**SOURCE DATA**
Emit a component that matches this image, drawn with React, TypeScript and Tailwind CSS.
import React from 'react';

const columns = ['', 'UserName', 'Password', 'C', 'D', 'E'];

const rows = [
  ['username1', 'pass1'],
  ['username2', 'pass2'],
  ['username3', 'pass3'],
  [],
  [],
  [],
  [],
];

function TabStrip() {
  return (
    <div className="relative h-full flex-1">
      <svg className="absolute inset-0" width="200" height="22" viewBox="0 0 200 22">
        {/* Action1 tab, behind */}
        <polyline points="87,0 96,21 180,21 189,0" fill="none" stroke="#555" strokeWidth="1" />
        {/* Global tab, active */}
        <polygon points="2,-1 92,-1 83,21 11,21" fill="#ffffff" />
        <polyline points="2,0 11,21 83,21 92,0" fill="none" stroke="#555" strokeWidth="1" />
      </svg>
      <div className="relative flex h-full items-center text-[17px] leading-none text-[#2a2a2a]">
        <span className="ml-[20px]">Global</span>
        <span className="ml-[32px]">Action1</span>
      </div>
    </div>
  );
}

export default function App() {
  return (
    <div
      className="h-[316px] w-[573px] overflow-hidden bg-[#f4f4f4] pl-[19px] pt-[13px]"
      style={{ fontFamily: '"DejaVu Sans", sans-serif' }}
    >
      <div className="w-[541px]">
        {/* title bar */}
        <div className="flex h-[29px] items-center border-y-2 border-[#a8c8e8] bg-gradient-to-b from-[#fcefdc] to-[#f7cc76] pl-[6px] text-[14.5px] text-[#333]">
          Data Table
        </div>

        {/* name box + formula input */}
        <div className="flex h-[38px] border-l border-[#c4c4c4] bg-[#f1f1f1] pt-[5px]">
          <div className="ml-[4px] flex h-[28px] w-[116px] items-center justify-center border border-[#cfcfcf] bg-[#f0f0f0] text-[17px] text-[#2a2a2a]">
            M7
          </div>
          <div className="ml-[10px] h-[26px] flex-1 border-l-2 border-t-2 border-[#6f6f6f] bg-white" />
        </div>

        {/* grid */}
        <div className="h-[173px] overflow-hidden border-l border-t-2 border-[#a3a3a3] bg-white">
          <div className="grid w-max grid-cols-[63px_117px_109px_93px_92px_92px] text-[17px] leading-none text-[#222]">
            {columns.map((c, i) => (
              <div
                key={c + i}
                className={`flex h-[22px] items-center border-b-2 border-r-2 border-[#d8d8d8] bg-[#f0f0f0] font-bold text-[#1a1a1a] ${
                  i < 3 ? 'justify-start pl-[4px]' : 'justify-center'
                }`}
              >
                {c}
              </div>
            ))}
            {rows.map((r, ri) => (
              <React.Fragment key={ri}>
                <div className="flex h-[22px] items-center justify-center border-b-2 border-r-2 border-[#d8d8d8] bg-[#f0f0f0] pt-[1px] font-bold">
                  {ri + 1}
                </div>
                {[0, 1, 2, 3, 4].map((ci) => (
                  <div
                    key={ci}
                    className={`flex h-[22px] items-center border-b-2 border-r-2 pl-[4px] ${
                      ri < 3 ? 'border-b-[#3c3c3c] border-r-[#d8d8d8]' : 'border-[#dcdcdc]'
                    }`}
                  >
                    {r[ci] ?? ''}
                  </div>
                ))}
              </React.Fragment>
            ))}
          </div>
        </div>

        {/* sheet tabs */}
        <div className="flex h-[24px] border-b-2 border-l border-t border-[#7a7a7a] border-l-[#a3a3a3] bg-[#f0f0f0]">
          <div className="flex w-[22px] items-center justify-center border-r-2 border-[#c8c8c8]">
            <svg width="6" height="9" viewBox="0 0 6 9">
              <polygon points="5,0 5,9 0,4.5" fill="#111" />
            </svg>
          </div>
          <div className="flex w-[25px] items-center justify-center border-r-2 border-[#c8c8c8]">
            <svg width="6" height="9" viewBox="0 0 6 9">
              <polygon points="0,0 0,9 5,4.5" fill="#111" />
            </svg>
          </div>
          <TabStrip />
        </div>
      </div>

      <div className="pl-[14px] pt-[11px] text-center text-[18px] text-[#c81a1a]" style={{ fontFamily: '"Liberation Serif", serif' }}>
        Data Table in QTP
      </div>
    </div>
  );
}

**PROBLEM REQUIREMENTS**
Only the lines from the top of the data through the line that contains "const columns = ['', 'UserName', 'Password', 'C', 'D', 'E'];" should be quoted, exactly as they stand.

**EXERCISE RESULT**
Emit a component that matches this image, drawn with React, TypeScript and Tailwind CSS.
import React from 'react';

const columns = ['', 'UserName', 'Password', 'C', 'D', 'E'];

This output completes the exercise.